According to a new study, certain types of cancers are very much connected to your wealth (or lack of).

“Socioeconomic status is not something that appears on a medical record, so it is not really part of national cancer statistics, and this has skewed our thinking about cancer risk,” said study co-author Kevin Henry, an assistant professor of epidemiology at Rutgers School of Public Health in New Jersey.

In fact, in the poorest areas of the country, the incidence of cancer is generally lower than in richer regions. However, deaths from cancers are higher, due in part to better screening habits among wealthier people.

Cancers That Affect The Poor More

Kaposi sarcoma (a skin cancer common among AIDS patients) and cancers of the larynx, cervix, penis and liver occur more often in the poorest neighborhoods, the investigators found.

Kaposi sarcoma is an HIV-related cancer, and HIV patients are likely to be poorer, the study researchers said.

Poorer areas also had higher rates of cancers related to drinking, smoking and using injectable drugs. These are considered modifiable risk factors for cancer.

Since smoking rates are higher in poor areas, so is the incidence of smoking-related cancers, said Dr. Ahmedin Jemal, vice president for surveillance research at the American Cancer Society.

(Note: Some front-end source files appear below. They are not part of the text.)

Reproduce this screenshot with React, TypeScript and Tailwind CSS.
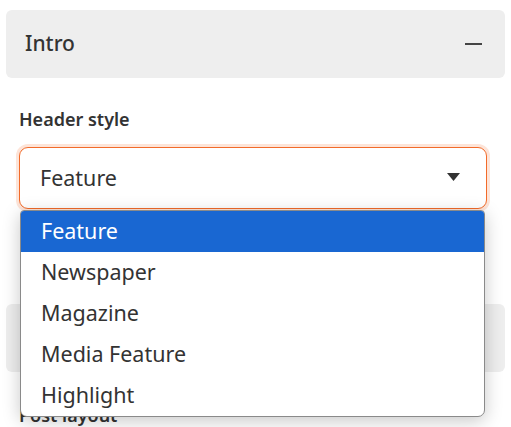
import { useState } from 'react'

const opciones = ['Feature', 'Newspaper', 'Magazine', 'Media Feature', 'Highlight']

export default function App() {
  const [valor] = useState('Feature')

  return (
    <div className="h-[427px] overflow-hidden bg-white text-[#333] font-['Noto_Sans','Open_Sans',sans-serif]">
      <div className="px-[6px] pt-[10px]">
        <div className="h-[68px] rounded-[6px] bg-[#eeeeee] flex items-center justify-between pl-[19px] pr-[23px]">
          <span className="text-[21px] font-medium text-[#333]">Intro</span>
          <span className="block w-[17px] h-[2px] bg-[#444]" />
        </div>
      </div>

      <div className="px-[19px] pt-[28px]">
        <p className="text-[18px] font-semibold leading-[26px] text-[#333]">Header style</p>

        <div className="relative mt-[15px] mr-[5px]">
          <div className="h-[62px] rounded-[9px] border border-[#f26b2a] ring-[3px] ring-[#fde4d8] bg-white flex items-center justify-between pl-[20px] pr-[26px]">
            <span className="text-[21.5px] text-[#333]">{valor}</span>
            <svg width="13" height="9" viewBox="0 0 13 9" className="mt-[-2px]">
              <path d="M0 0 H13 L6.5 8 Z" fill="#333" />
            </svg>
          </div>

          <ul className="absolute z-10 left-[1px] right-[2px] top-[63px] bg-white border border-[#8a8a8a] rounded-t-[4px] rounded-b-[7px] shadow-[0_4px_18px_rgba(0,0,0,0.22)] overflow-hidden">
            {opciones.map((o) => (
              <li
                key={o}
                className={
                  o === valor
                    ? 'h-[41px] pl-[20px] flex items-center text-[21.5px] bg-[#1967d2] text-white'
                    : 'h-[41px] pl-[20px] flex items-center text-[21.5px] text-[#333]'
                }
              >
                {o}
              </li>
            ))}
          </ul>
        </div>
      </div>

      <div className="px-[6px] mt-[95px]">
        <div className="h-[68px] rounded-[6px] bg-[#eeeeee]" />
      </div>

      <div className="px-[19px] pt-[30px]">
        <p className="text-[18px] font-semibold leading-[26px] text-[#333]">Post layout</p>
      </div>
    </div>
  )
}
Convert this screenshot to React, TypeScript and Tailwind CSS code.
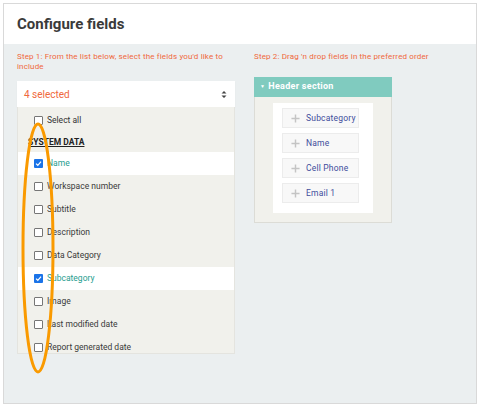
import React from "react";

type Field = { label: string; checked?: boolean };

const fields: Field[] = [
	{ label: "Name", checked: true },
	{ label: "Workspace number" },
	{ label: "Subtitle" },
	{ label: "Description" },
	{ label: "Data Category" },
	{ label: "Subcategory", checked: true },
	{ label: "Image" },
	{ label: "Last modified date" },
	{ label: "Report generated date" },
];

const ordered = ["Subcategory", "Name", "Cell Phone", "Email 1"];

function Box({ checked }: { checked?: boolean }) {
	if (checked) {
		return (
			<span className="w-[9px] h-[9px] rounded-[1px] bg-[#1a73e8] flex items-center justify-center shrink-0">
				<svg width="7" height="7" viewBox="0 0 10 10">
					<path d="M1.5 5.2 L4 7.6 L8.6 2.4" stroke="white" strokeWidth="1.8" fill="none" />
				</svg>
			</span>
		);
	}
	return <span className="w-[9px] h-[9px] rounded-[1px] border border-[#767676] bg-white shrink-0" />;
}

function Move() {
	return (
		<svg width="9" height="9" viewBox="0 0 10 10" className="shrink-0">
			<path d="M5 0.5 V9.5 M0.5 5 H9.5" stroke="#c4c4c4" strokeWidth="1.6" />
		</svg>
	);
}

export default function App() {
	return (
		<div className="w-[480px] h-[407px] bg-white p-[3px] font-['Roboto',sans-serif]">
			<div className="relative h-full border border-[#d9d9d9] flex flex-col">
				<div className="h-[40px] bg-white flex items-center px-[13px]">
					<h1 className="text-[15px] font-bold text-[#3a3a3a]">Configure fields</h1>
				</div>
				<div className="flex-1 bg-[#ebeff0] flex px-[13px] pt-[8px] gap-[19px]">
					<div className="w-[218px]">
						<p className="text-[8px] leading-[10px] text-[#f0683c] tracking-[0.15px] pr-[12px]">
							Step 1: From the list below, select the fields you'd like to include
						</p>
						<div className="mt-[9px] h-[26px] bg-white flex items-center justify-between pl-[7px] pr-[8px] shadow-[0_1px_1px_rgba(0,0,0,0.06)]">
							<span className="text-[10px] text-[#f0683c]">4 selected</span>
							<svg width="6" height="9" viewBox="0 0 6 9">
								<path d="M0.5 3.5 L3 1 L5.5 3.5 Z M0.5 5.5 L3 8 L5.5 5.5 Z" fill="#444" />
							</svg>
						</div>
						<div className="h-[247px] overflow-hidden bg-[#f1f1ec] border border-t-0 border-[#e4e4df]">
							<div className="h-[26px] flex items-center gap-[4px] pl-[16px] text-[8.5px] text-[#333]">
								<Box />
								<span>Select all</span>
							</div>
							<div className="h-[19px] flex items-center pl-[10px] text-[8.5px] font-bold text-[#222] underline">
								SYSTEM DATA
							</div>
							{fields.map((f) => (
								<div
									key={f.label}
									className={
										f.checked
											? "h-[23px] flex items-center gap-[4px] pl-[16px] text-[8.5px] bg-white text-[#1f9d8f]"
											: "h-[23px] flex items-center gap-[4px] pl-[16px] text-[8.5px] text-[#3a3a3a]"
									}
								>
									<Box checked={f.checked} />
									<span>{f.label}</span>
								</div>
							))}
						</div>
					</div>
					<div className="w-[138px]">
						<p className="text-[8px] leading-[10px] text-[#f0683c] whitespace-nowrap tracking-[0.15px]">
							Step 2: Drag 'n drop fields in the preferred order
						</p>
						<div className="mt-[15px] h-[20px] bg-[#80cbbf] flex items-center gap-[3px] pl-[6px] text-white text-[9px] font-bold tracking-[0.3px]">
							<span className="text-[5px]">▼</span>
							<span>Header section</span>
						</div>
						<div className="bg-[#f1f1ec] border border-t-0 border-[#dcdcd6] px-[18px] pt-[6px] pb-[9px]">
							<div className="bg-white pl-[9px] pr-[14px] pt-[5px] pb-[10px] flex flex-col gap-[5px]">
								{ordered.map((o) => (
									<div
										key={o}
										className="h-[20px] bg-[#f8f8f8] border border-[#ececec] flex items-center gap-[6px] pl-[8px] text-[8.5px] text-[#3f4d9c] tracking-[0.2px]"
									>
										<Move />
										<span>{o}</span>
									</div>
								))}
							</div>
						</div>
					</div>
				</div>
				<svg
					className="absolute left-[14px] top-[117px] pointer-events-none"
					width="40"
					height="254"
					viewBox="0 0 40 254"
				>
					<ellipse cx="20" cy="127" rx="15" ry="124" fill="none" stroke="#fa9a00" strokeWidth="3" />
				</svg>
			</div>
		</div>
	);
}
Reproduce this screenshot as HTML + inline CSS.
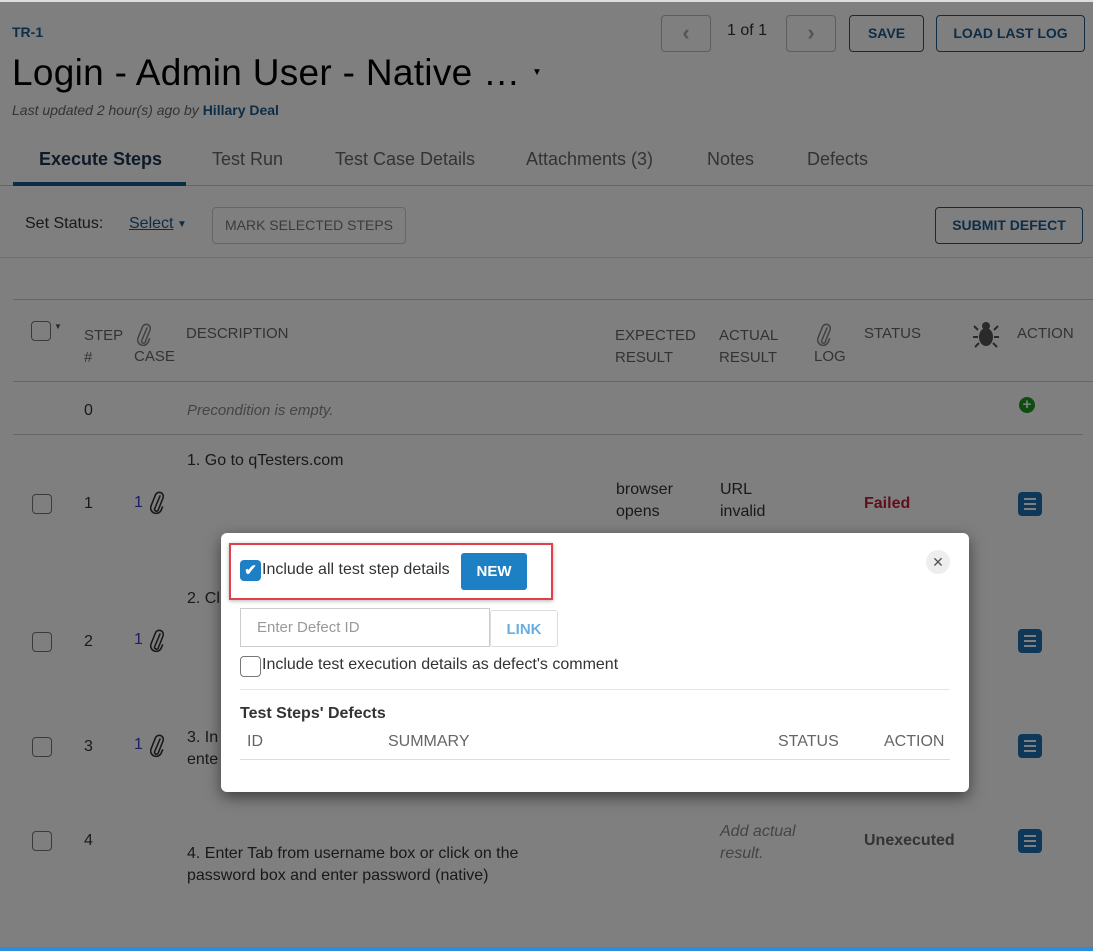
<!DOCTYPE html>
<html><head><meta charset="utf-8"><style>
*{box-sizing:border-box;margin:0;padding:0}
body{width:1093px;height:951px;overflow:hidden;position:relative;background:#fff;font-family:"Liberation Sans",sans-serif;color:#333;font-size:16px}
.a{position:absolute;white-space:nowrap}
.btn{position:absolute;border:1px solid #1b5b8e;border-radius:4px;color:#1b5b8e;font-weight:bold;font-size:14px;text-align:center}
.hd{color:#666;font-size:15px}
.cb{position:absolute;width:20px;height:20px;border:1px solid #777;border-radius:4px;background:#fff}
.menu{position:absolute;width:24px;height:24px;background:#1d6fb0;border-radius:4px}
.menu i{position:absolute;left:6px;width:12px;height:2px;background:#fff}
.clip{position:absolute}
#ov{position:absolute;left:0;top:0;width:1093px;height:951px;background:rgba(0,0,0,.5)}
</style></head><body>
<svg width="0" height="0" style="position:absolute"><defs>
<symbol id="cl" viewBox="0 0 14 26"><path d="M10 6 L4.5 19 A2 2 0 0 0 8 20.5 L13 8 A4 4 0 0 0 5.5 4.8 L1 16 A5.5 5.5 0 0 0 11 20.5 L12.5 17" fill="none" stroke="currentColor" stroke-width="1.6" stroke-linecap="round"/></symbol>
</defs></svg>
<div class="a" style="left:12px;top:24px;font-size:14px;font-weight:bold;color:#1b5b8e">TR-1</div>
<div class="a" style="left:12px;top:52px;font-size:37px;color:#000;letter-spacing:0.3px">Login - Admin User - Native …</div>
<div class="a" style="left:532px;top:67px;font-size:10px;color:#000">▼</div>
<div class="a" style="left:12px;top:102px;font-size:14px;font-style:italic;color:#666">Last updated 2 hour(s) ago by <b style="font-style:normal;color:#1b5b8e">Hillary Deal</b></div>
<div class="btn" style="left:661px;top:15px;width:50px;height:37px;border-color:#bbb;color:#aaa;line-height:34px;font-size:22px">&lsaquo;</div>
<div class="a" style="left:727px;top:22px;font-size:16px">1 of 1</div>
<div class="btn" style="left:786px;top:15px;width:50px;height:37px;border-color:#bbb;color:#aaa;line-height:34px;font-size:22px">&rsaquo;</div>
<div class="btn" style="left:849px;top:15px;width:75px;height:37px;line-height:35px">SAVE</div>
<div class="btn" style="left:936px;top:15px;width:149px;height:37px;line-height:35px">LOAD LAST LOG</div>
<div class="a" style="left:0;top:185px;width:1093px;height:1px;background:#ccc"></div>
<div class="a" style="left:13px;top:182px;width:173px;height:4px;background:#145a8c"></div>
<div class="a" style="left:39px;top:149px;font-size:18px;font-weight:bold;color:#1a3550">Execute Steps</div>
<div class="a hd" style="left:212px;top:149px;font-size:18px">Test Run</div>
<div class="a hd" style="left:335px;top:149px;font-size:18px">Test Case Details</div>
<div class="a hd" style="left:526px;top:149px;font-size:18px">Attachments (3)</div>
<div class="a hd" style="left:707px;top:149px;font-size:18px">Notes</div>
<div class="a hd" style="left:807px;top:149px;font-size:18px">Defects</div>
<div class="a" style="left:25px;top:215px;font-size:16px">Set Status:</div>
<div class="a" style="left:129px;top:215px;font-size:16px;color:#1b5b8e;text-decoration:underline">Select</div><div class="a" style="left:177px;top:219px;font-size:10px;color:#1b5b8e">▼</div>
<div class="btn" style="left:212px;top:207px;width:194px;height:37px;border-color:#ccc;color:#777;font-weight:normal;line-height:35px">MARK SELECTED STEPS</div>
<div class="btn" style="left:935px;top:207px;width:148px;height:37px;line-height:35px">SUBMIT DEFECT</div>
<div class="a" style="left:0;top:257px;width:1093px;height:1px;background:#ddd"></div>
<div class="a" style="left:13px;top:299px;width:1080px;height:1px;background:#ccc"></div>
<div class="cb" style="left:31px;top:321px"></div><div class="a" style="left:54px;top:322px;font-size:8px;color:#555">▼</div>
<div class="a hd" style="left:84px;top:325px;line-height:22px">STEP<br>#</div>
<div class="a hd" style="left:134px;top:348px">CASE</div><svg class="clip" style="left:137px;top:322px;color:#888" width="14" height="26"><use href="#cl"/></svg>
<div class="a hd" style="left:186px;top:325px">DESCRIPTION</div>
<div class="a hd" style="left:615px;top:325px;line-height:22px">EXPECTED<br>RESULT</div>
<div class="a hd" style="left:719px;top:325px;line-height:22px">ACTUAL<br>RESULT</div>
<div class="a hd" style="left:814px;top:348px">LOG</div><svg class="clip" style="left:817px;top:322px;color:#888" width="14" height="26"><use href="#cl"/></svg>
<div class="a hd" style="left:864px;top:325px">STATUS</div>
<svg class="a" style="left:973px;top:320px" width="26" height="28" viewBox="0 0 26 28"><g fill="#555" stroke="#555" stroke-width="2"><ellipse cx="13" cy="17" rx="7" ry="9" stroke="none"/><circle cx="13" cy="6" r="4" stroke="none"/><path d="M5 10 L1 6 M21 10 L25 6 M5 17 H0 M21 17 H26 M6 23 L2 27 M20 23 L24 27" fill="none"/></g></svg>
<div class="a hd" style="left:1017px;top:325px">ACTION</div>
<div class="a" style="left:13px;top:381px;width:1080px;height:1px;background:#ccc"></div>
<div class="a" style="left:84px;top:402px;font-size:16px">0</div>
<div class="a" style="left:187px;top:402px;font-size:15px;font-style:italic;color:#888">Precondition is empty.</div>
<div class="a" style="left:1019px;top:397px;width:16px;height:16px;border-radius:50%;background:#1a9a1a;color:#fff;font-size:15px;line-height:16px;text-align:center;font-weight:bold">+</div>
<div class="a" style="left:13px;top:434px;width:1070px;height:1px;background:#ccc"></div>
<div class="a" style="left:187px;top:452px">1. Go to qTesters.com</div>
<div class="cb" style="left:32px;top:494px"></div><div class="a" style="left:84px;top:495px">1</div>
<div class="a" style="left:134px;top:494px;color:#3a3ad0">1</div><svg class="clip" style="left:150px;top:490px;color:#333" width="14" height="26"><use href="#cl"/></svg>
<div class="a" style="left:616px;top:479px;line-height:22px">browser<br>opens</div>
<div class="a" style="left:720px;top:479px;line-height:22px">URL<br>invalid</div>
<div class="a" style="left:864px;top:495px;font-weight:bold;color:#c0203a">Failed</div>
<div class="menu" style="left:1018px;top:492px"><i style="top:6px"></i><i style="top:11px"></i><i style="top:16px"></i></div>
<div class="a" style="left:187px;top:590px">2. Cl</div>
<div class="cb" style="left:32px;top:632px"></div><div class="a" style="left:84px;top:633px">2</div>
<div class="a" style="left:134px;top:631px;color:#3a3ad0">1</div><svg class="clip" style="left:150px;top:628px;color:#333" width="14" height="26"><use href="#cl"/></svg>
<div class="menu" style="left:1018px;top:629px"><i style="top:6px"></i><i style="top:11px"></i><i style="top:16px"></i></div>
<div class="a" style="left:187px;top:727px;line-height:22px">3. In<br>ente</div>
<div class="cb" style="left:32px;top:737px"></div><div class="a" style="left:84px;top:738px">3</div>
<div class="a" style="left:134px;top:736px;color:#3a3ad0">1</div><svg class="clip" style="left:150px;top:733px;color:#333" width="14" height="26"><use href="#cl"/></svg>
<div class="menu" style="left:1018px;top:734px"><i style="top:6px"></i><i style="top:11px"></i><i style="top:16px"></i></div>
<div class="cb" style="left:32px;top:831px"></div><div class="a" style="left:84px;top:832px">4</div>
<div class="a" style="left:187px;top:843px;line-height:22px">4. Enter Tab from username box or click on the<br>password box and enter password (native)</div>
<div class="a" style="left:720px;top:821px;line-height:22px;font-style:italic;color:#888">Add actual<br>result.</div>
<div class="a" style="left:864px;top:832px;font-weight:bold;color:#666">Unexecuted</div>
<div class="menu" style="left:1018px;top:829px"><i style="top:6px"></i><i style="top:11px"></i><i style="top:16px"></i></div>
<div id="ov"></div>
<div class="a" style="left:0;top:947px;width:1093px;height:4px;background:#2a8ee0"></div>
<div class="a" style="left:0;top:0;width:1093px;height:2px;background:#ddd"></div>
<!-- modal -->
<div class="a" style="left:221px;top:533px;width:748px;height:259px;background:#fff;border-radius:6px;box-shadow:0 5px 15px rgba(0,0,0,.5)">
 <div class="a" style="left:8px;top:10px;width:324px;height:57px;border:2px solid #e0404a;box-shadow:0 1px 4px rgba(0,0,0,.3)"></div>
 <div class="a" style="left:19px;top:27px;width:21px;height:21px;border-radius:4px;background:#1d7fc4;color:#fff;font-size:15px;text-align:center;line-height:21px;font-weight:bold">✔</div>
 <div class="a" style="left:41px;top:28px;font-size:16px;color:#333">Include all test step details</div>
 <div class="a" style="left:240px;top:20px;width:66px;height:37px;background:#1d7fc4;border-radius:3px;color:#fff;font-weight:bold;font-size:15px;text-align:center;line-height:37px">NEW</div>
 <div class="a" style="left:705px;top:17px;width:24px;height:24px;border-radius:50%;background:#eee;color:#555;text-align:center;line-height:24px;font-size:14px">✕</div>
 <div class="a" style="left:19px;top:75px;width:250px;height:39px;border:1px solid #ccc;color:#999;font-size:15px;padding:10px 16px">Enter Defect ID</div>
 <div class="a" style="left:269px;top:77px;width:68px;height:37px;border:1px solid #ddd;border-radius:3px;color:#6aaee0;font-weight:bold;font-size:15px;text-align:center;line-height:37px">LINK</div>
 <div class="cb" style="left:19px;top:123px;width:21px;height:21px"></div>
 <div class="a" style="left:41px;top:123px;font-size:16px">Include test execution details as defect's comment</div>
 <div class="a" style="left:19px;top:156px;width:710px;height:1px;background:#e5e5e5"></div>
 <div class="a" style="left:19px;top:172px;font-weight:bold;font-size:16px;color:#333">Test Steps' Defects</div>
 <div class="a hd" style="left:26px;top:200px;font-size:16px">ID</div>
 <div class="a hd" style="left:167px;top:200px;font-size:16px">SUMMARY</div>
 <div class="a hd" style="left:557px;top:200px;font-size:16px">STATUS</div>
 <div class="a hd" style="left:663px;top:200px;font-size:16px">ACTION</div>
 <div class="a" style="left:19px;top:226px;width:710px;height:1px;background:#ddd"></div>
</div>
</body></html>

Cancers tied to sexually transmitted disease and poor diet were also more likely in the poorest neighborhoods.

Cancers That Affect The Rich More

In the wealthiest areas, thyroid and testicular cancer, melanoma and other skin cancers were more common, according to the report.

Diagnoses of breast and prostate cancer are also more common in richer areas because of greater access to screening, such as mammography, Jemal said.

The Significance Of Screening

Screening identifies these cancers early when they can be treated. This helps explain why poor people are more often diagnosed with advanced cancer and are more likely to die from these cancers, Jemal said.

These disparities, Jemal added, can be reduced only by targeting poor neighborhoods with messages about living a healthy lifestyle. This means stressing the importance of good nutrition, physical activity, maintaining a normal weight and not smoking, he said.

The study is published online in Cancer.